* _Request_:
Output each entry that follows exactly. Images stay out.
[Start Records to use]
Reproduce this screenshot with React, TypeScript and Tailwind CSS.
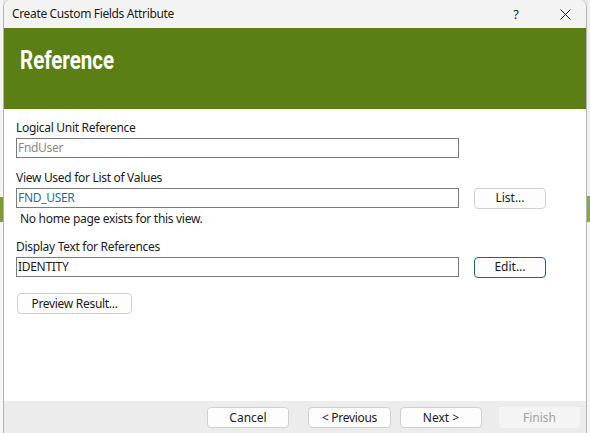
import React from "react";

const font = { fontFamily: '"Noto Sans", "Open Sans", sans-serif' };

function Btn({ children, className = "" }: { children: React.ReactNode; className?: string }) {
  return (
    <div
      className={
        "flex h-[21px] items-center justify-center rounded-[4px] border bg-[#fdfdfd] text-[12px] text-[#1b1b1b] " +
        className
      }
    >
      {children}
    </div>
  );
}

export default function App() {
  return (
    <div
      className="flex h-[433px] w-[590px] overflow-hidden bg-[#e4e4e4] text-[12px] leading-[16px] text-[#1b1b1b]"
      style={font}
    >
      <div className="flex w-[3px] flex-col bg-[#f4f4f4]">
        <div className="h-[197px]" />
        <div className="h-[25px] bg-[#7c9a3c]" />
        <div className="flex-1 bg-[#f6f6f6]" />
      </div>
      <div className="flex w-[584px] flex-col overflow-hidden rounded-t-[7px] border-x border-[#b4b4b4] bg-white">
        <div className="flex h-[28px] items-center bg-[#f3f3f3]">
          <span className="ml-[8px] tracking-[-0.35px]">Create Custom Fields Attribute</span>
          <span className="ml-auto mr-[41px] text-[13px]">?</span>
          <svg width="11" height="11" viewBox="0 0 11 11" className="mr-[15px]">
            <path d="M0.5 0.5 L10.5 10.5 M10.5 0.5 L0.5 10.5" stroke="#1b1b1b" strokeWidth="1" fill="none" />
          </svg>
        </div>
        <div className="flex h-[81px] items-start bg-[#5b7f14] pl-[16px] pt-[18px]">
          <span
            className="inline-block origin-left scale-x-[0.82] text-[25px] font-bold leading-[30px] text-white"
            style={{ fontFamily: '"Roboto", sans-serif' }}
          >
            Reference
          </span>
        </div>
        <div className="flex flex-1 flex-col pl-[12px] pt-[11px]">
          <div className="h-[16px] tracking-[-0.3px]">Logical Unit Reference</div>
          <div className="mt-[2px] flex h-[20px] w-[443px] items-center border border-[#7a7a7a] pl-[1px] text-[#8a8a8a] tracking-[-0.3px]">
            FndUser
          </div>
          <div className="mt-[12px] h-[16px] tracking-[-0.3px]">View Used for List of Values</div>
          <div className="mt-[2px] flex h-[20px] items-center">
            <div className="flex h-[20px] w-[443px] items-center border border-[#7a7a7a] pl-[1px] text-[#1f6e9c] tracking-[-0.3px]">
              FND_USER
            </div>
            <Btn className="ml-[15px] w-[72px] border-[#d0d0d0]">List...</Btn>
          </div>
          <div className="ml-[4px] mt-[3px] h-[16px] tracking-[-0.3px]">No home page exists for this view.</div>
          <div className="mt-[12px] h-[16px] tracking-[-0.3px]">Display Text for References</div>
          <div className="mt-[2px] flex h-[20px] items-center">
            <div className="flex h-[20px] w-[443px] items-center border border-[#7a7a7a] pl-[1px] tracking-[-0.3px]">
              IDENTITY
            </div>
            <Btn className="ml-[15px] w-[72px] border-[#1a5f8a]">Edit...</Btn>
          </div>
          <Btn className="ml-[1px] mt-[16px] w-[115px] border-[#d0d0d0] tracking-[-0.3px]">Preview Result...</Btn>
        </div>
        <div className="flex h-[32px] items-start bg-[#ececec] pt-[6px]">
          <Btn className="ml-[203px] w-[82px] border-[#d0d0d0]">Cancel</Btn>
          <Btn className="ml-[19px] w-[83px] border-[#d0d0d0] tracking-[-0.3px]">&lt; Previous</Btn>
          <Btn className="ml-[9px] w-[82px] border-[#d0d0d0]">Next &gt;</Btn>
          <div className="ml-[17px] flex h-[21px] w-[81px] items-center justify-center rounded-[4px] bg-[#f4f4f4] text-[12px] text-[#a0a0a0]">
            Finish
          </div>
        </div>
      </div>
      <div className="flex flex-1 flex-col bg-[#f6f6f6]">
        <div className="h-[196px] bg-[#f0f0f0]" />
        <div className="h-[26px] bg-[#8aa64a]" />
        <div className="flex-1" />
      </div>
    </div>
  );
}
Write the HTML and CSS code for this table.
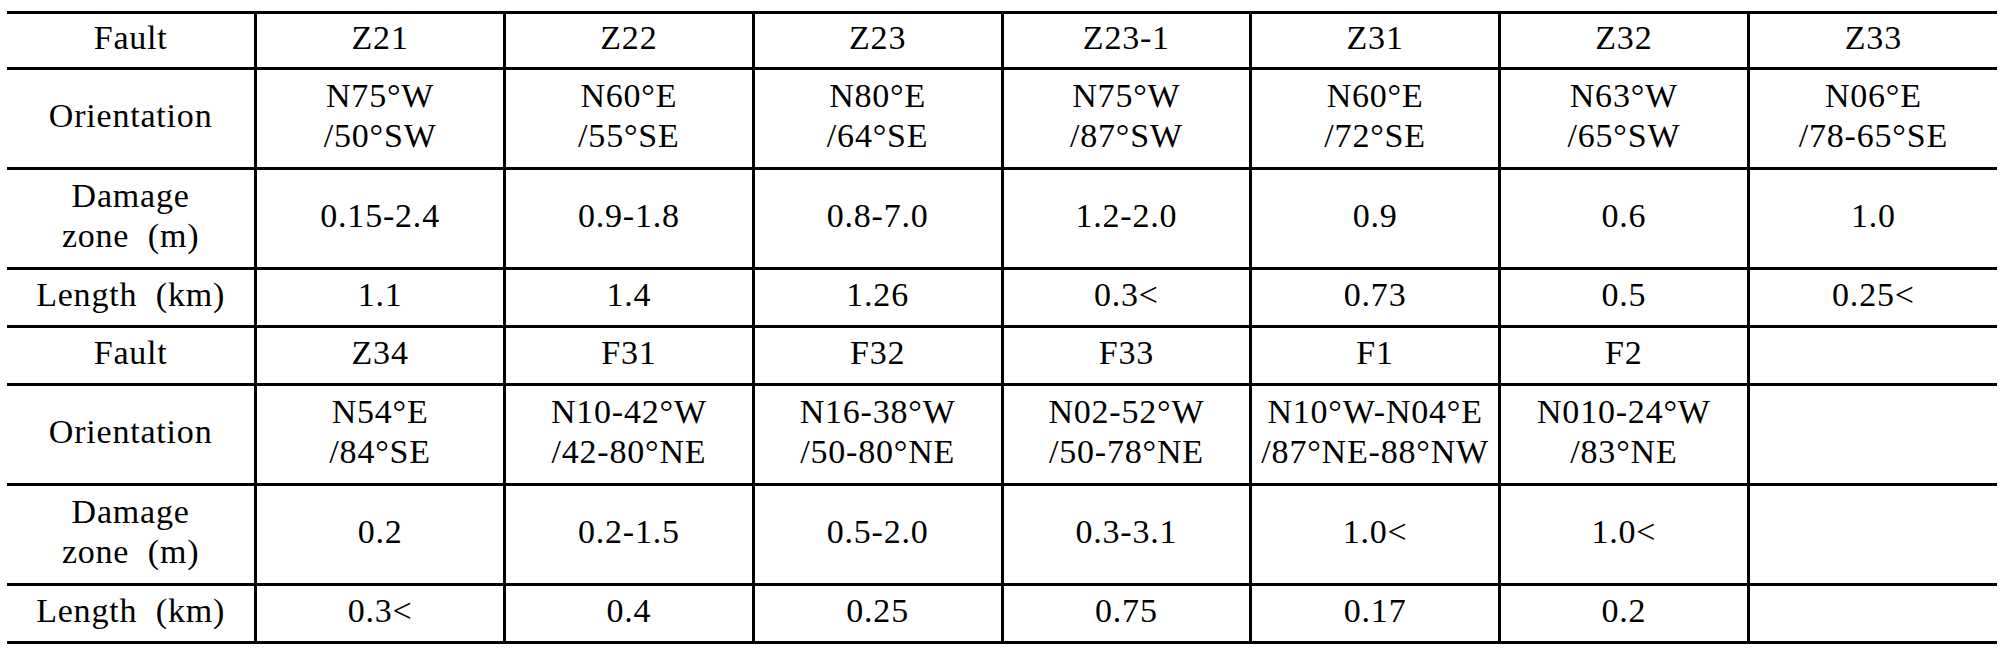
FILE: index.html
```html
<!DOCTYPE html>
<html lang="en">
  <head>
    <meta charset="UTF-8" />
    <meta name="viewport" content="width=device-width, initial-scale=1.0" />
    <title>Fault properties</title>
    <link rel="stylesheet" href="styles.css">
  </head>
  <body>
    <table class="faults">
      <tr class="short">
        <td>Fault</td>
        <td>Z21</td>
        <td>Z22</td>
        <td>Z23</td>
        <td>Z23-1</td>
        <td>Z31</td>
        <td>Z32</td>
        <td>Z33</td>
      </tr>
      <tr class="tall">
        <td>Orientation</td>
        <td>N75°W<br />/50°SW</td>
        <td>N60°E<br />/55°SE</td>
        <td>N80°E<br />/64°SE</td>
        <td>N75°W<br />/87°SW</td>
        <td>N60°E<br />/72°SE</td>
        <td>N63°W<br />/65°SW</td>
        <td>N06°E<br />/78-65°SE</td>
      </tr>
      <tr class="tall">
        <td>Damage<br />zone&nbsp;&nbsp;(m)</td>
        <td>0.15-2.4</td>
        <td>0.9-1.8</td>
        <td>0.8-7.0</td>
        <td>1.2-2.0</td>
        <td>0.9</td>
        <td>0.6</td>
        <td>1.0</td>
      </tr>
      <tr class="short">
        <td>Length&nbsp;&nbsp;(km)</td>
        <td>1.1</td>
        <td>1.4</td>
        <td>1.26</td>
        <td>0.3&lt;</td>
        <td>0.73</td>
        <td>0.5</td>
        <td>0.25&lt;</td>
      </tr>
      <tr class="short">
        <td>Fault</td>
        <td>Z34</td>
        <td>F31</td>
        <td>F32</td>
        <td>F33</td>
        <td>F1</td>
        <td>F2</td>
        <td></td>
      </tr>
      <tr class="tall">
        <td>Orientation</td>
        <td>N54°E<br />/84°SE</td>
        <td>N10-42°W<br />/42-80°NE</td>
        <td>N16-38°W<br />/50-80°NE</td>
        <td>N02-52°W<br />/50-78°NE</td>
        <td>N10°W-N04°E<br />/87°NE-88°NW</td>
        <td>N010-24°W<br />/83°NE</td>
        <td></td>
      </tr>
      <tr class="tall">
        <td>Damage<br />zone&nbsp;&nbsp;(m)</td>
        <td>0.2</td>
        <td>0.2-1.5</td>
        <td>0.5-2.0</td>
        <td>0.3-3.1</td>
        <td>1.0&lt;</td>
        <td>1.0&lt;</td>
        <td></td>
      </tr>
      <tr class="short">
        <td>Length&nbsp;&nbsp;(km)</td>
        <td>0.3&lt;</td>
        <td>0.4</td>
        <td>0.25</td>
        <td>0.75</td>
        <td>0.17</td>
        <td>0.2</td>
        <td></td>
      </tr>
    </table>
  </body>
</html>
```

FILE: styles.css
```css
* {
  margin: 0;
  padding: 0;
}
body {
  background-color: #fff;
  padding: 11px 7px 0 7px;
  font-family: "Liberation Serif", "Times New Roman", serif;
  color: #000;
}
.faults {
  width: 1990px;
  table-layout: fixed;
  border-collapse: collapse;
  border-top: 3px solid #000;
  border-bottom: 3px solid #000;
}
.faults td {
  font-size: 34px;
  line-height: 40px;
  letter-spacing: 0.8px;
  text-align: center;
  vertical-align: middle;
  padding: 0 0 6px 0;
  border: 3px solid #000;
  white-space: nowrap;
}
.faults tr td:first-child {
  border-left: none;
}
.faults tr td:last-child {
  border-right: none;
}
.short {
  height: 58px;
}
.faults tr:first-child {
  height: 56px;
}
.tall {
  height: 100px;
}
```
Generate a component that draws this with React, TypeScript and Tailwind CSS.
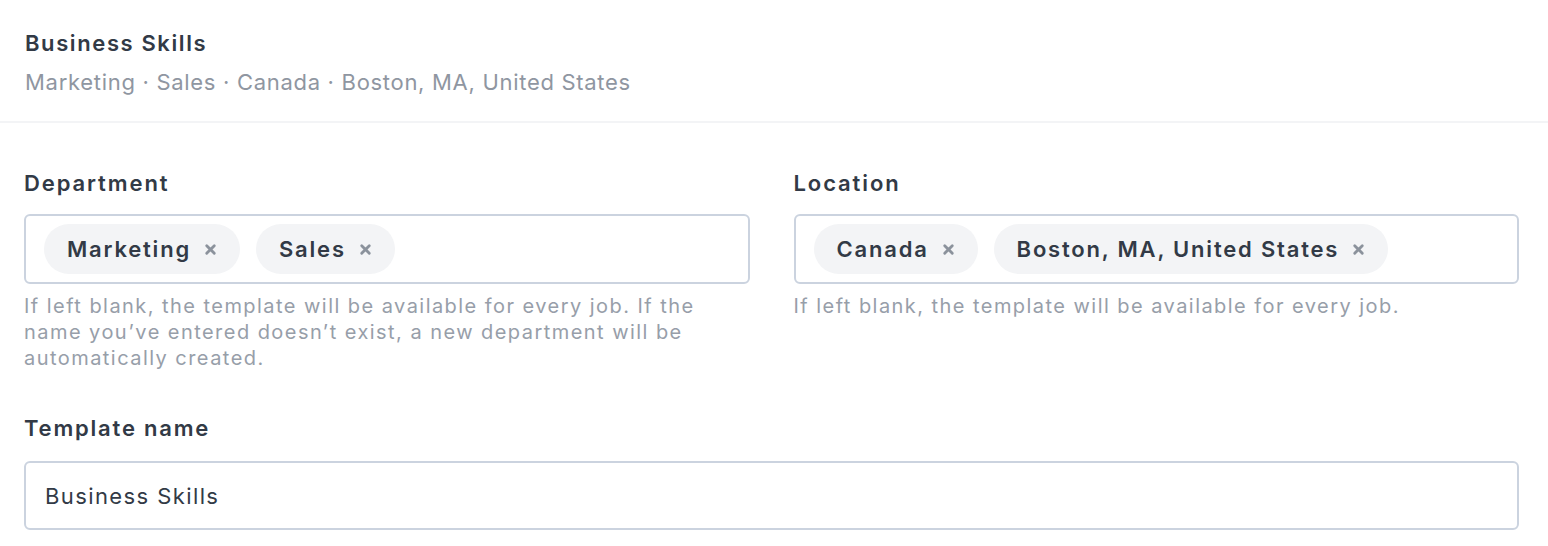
[End Records to use]
* _Solution for this problem_:
Reproduce this screenshot with React, TypeScript and Tailwind CSS.
import React from "react";

const font = { fontFamily: '"Noto Sans", "Open Sans", sans-serif' };

function Btn({ children, className = "" }: { children: React.ReactNode; className?: string }) {
  return (
    <div
      className={
        "flex h-[21px] items-center justify-center rounded-[4px] border bg-[#fdfdfd] text-[12px] text-[#1b1b1b] " +
        className
      }
    >
      {children}
    </div>
  );
}

export default function App() {
  return (
    <div
      className="flex h-[433px] w-[590px] overflow-hidden bg-[#e4e4e4] text-[12px] leading-[16px] text-[#1b1b1b]"
      style={font}
    >
      <div className="flex w-[3px] flex-col bg-[#f4f4f4]">
        <div className="h-[197px]" />
        <div className="h-[25px] bg-[#7c9a3c]" />
        <div className="flex-1 bg-[#f6f6f6]" />
      </div>
      <div className="flex w-[584px] flex-col overflow-hidden rounded-t-[7px] border-x border-[#b4b4b4] bg-white">
        <div className="flex h-[28px] items-center bg-[#f3f3f3]">
          <span className="ml-[8px] tracking-[-0.35px]">Create Custom Fields Attribute</span>
          <span className="ml-auto mr-[41px] text-[13px]">?</span>
          <svg width="11" height="11" viewBox="0 0 11 11" className="mr-[15px]">
            <path d="M0.5 0.5 L10.5 10.5 M10.5 0.5 L0.5 10.5" stroke="#1b1b1b" strokeWidth="1" fill="none" />
          </svg>
        </div>
        <div className="flex h-[81px] items-start bg-[#5b7f14] pl-[16px] pt-[18px]">
          <span
            className="inline-block origin-left scale-x-[0.82] text-[25px] font-bold leading-[30px] text-white"
            style={{ fontFamily: '"Roboto", sans-serif' }}
          >
            Reference
          </span>
        </div>
        <div className="flex flex-1 flex-col pl-[12px] pt-[11px]">
          <div className="h-[16px] tracking-[-0.3px]">Logical Unit Reference</div>
          <div className="mt-[2px] flex h-[20px] w-[443px] items-center border border-[#7a7a7a] pl-[1px] text-[#8a8a8a] tracking-[-0.3px]">
            FndUser
          </div>
          <div className="mt-[12px] h-[16px] tracking-[-0.3px]">View Used for List of Values</div>
          <div className="mt-[2px] flex h-[20px] items-center">
            <div className="flex h-[20px] w-[443px] items-center border border-[#7a7a7a] pl-[1px] text-[#1f6e9c] tracking-[-0.3px]">
              FND_USER
            </div>
            <Btn className="ml-[15px] w-[72px] border-[#d0d0d0]">List...</Btn>
          </div>
          <div className="ml-[4px] mt-[3px] h-[16px] tracking-[-0.3px]">No home page exists for this view.</div>
          <div className="mt-[12px] h-[16px] tracking-[-0.3px]">Display Text for References</div>
          <div className="mt-[2px] flex h-[20px] items-center">
            <div className="flex h-[20px] w-[443px] items-center border border-[#7a7a7a] pl-[1px] tracking-[-0.3px]">
              IDENTITY
            </div>
            <Btn className="ml-[15px] w-[72px] border-[#1a5f8a]">Edit...</Btn>
          </div>
          <Btn className="ml-[1px] mt-[16px] w-[115px] border-[#d0d0d0] tracking-[-0.3px]">Preview Result...</Btn>
        </div>
        <div className="flex h-[32px] items-start bg-[#ececec] pt-[6px]">
          <Btn className="ml-[203px] w-[82px] border-[#d0d0d0]">Cancel</Btn>
          <Btn className="ml-[19px] w-[83px] border-[#d0d0d0] tracking-[-0.3px]">&lt; Previous</Btn>
          <Btn className="ml-[9px] w-[82px] border-[#d0d0d0]">Next &gt;</Btn>
          <div className="ml-[17px] flex h-[21px] w-[81px] items-center justify-center rounded-[4px] bg-[#f4f4f4] text-[12px] text-[#a0a0a0]">
            Finish
          </div>
        </div>
      </div>
      <div className="flex flex-1 flex-col bg-[#f6f6f6]">
        <div className="h-[196px] bg-[#f0f0f0]" />
        <div className="h-[26px] bg-[#8aa64a]" />
        <div className="flex-1" />
      </div>
    </div>
  );
}
Write the HTML and CSS code for this table.
FILE: index.html
```html
<!DOCTYPE html>
<html lang="en">
  <head>
    <meta charset="UTF-8" />
    <meta name="viewport" content="width=device-width, initial-scale=1.0" />
    <title>Fault properties</title>
    <link rel="stylesheet" href="styles.css">
  </head>
  <body>
    <table class="faults">
      <tr class="short">
        <td>Fault</td>
        <td>Z21</td>
        <td>Z22</td>
        <td>Z23</td>
        <td>Z23-1</td>
        <td>Z31</td>
        <td>Z32</td>
        <td>Z33</td>
      </tr>
      <tr class="tall">
        <td>Orientation</td>
        <td>N75°W<br />/50°SW</td>
        <td>N60°E<br />/55°SE</td>
        <td>N80°E<br />/64°SE</td>
        <td>N75°W<br />/87°SW</td>
        <td>N60°E<br />/72°SE</td>
        <td>N63°W<br />/65°SW</td>
        <td>N06°E<br />/78-65°SE</td>
      </tr>
      <tr class="tall">
        <td>Damage<br />zone&nbsp;&nbsp;(m)</td>
        <td>0.15-2.4</td>
        <td>0.9-1.8</td>
        <td>0.8-7.0</td>
        <td>1.2-2.0</td>
        <td>0.9</td>
        <td>0.6</td>
        <td>1.0</td>
      </tr>
      <tr class="short">
        <td>Length&nbsp;&nbsp;(km)</td>
        <td>1.1</td>
        <td>1.4</td>
        <td>1.26</td>
        <td>0.3&lt;</td>
        <td>0.73</td>
        <td>0.5</td>
        <td>0.25&lt;</td>
      </tr>
      <tr class="short">
        <td>Fault</td>
        <td>Z34</td>
        <td>F31</td>
        <td>F32</td>
        <td>F33</td>
        <td>F1</td>
        <td>F2</td>
        <td></td>
      </tr>
      <tr class="tall">
        <td>Orientation</td>
        <td>N54°E<br />/84°SE</td>
        <td>N10-42°W<br />/42-80°NE</td>
        <td>N16-38°W<br />/50-80°NE</td>
        <td>N02-52°W<br />/50-78°NE</td>
        <td>N10°W-N04°E<br />/87°NE-88°NW</td>
        <td>N010-24°W<br />/83°NE</td>
        <td></td>
      </tr>
      <tr class="tall">
        <td>Damage<br />zone&nbsp;&nbsp;(m)</td>
        <td>0.2</td>
        <td>0.2-1.5</td>
        <td>0.5-2.0</td>
        <td>0.3-3.1</td>
        <td>1.0&lt;</td>
        <td>1.0&lt;</td>
        <td></td>
      </tr>
      <tr class="short">
        <td>Length&nbsp;&nbsp;(km)</td>
        <td>0.3&lt;</td>
        <td>0.4</td>
        <td>0.25</td>
        <td>0.75</td>
        <td>0.17</td>
        <td>0.2</td>
        <td></td>
      </tr>
    </table>
  </body>
</html>
```

FILE: styles.css
```css
* {
  margin: 0;
  padding: 0;
}
body {
  background-color: #fff;
  padding: 11px 7px 0 7px;
  font-family: "Liberation Serif", "Times New Roman", serif;
  color: #000;
}
.faults {
  width: 1990px;
  table-layout: fixed;
  border-collapse: collapse;
  border-top: 3px solid #000;
  border-bottom: 3px solid #000;
}
.faults td {
  font-size: 34px;
  line-height: 40px;
  letter-spacing: 0.8px;
  text-align: center;
  vertical-align: middle;
  padding: 0 0 6px 0;
  border: 3px solid #000;
  white-space: nowrap;
}
.faults tr td:first-child {
  border-left: none;
}
.faults tr td:last-child {
  border-right: none;
}
.short {
  height: 58px;
}
.faults tr:first-child {
  height: 56px;
}
.tall {
  height: 100px;
}
```
Generate a component that draws this with React, TypeScript and Tailwind CSS.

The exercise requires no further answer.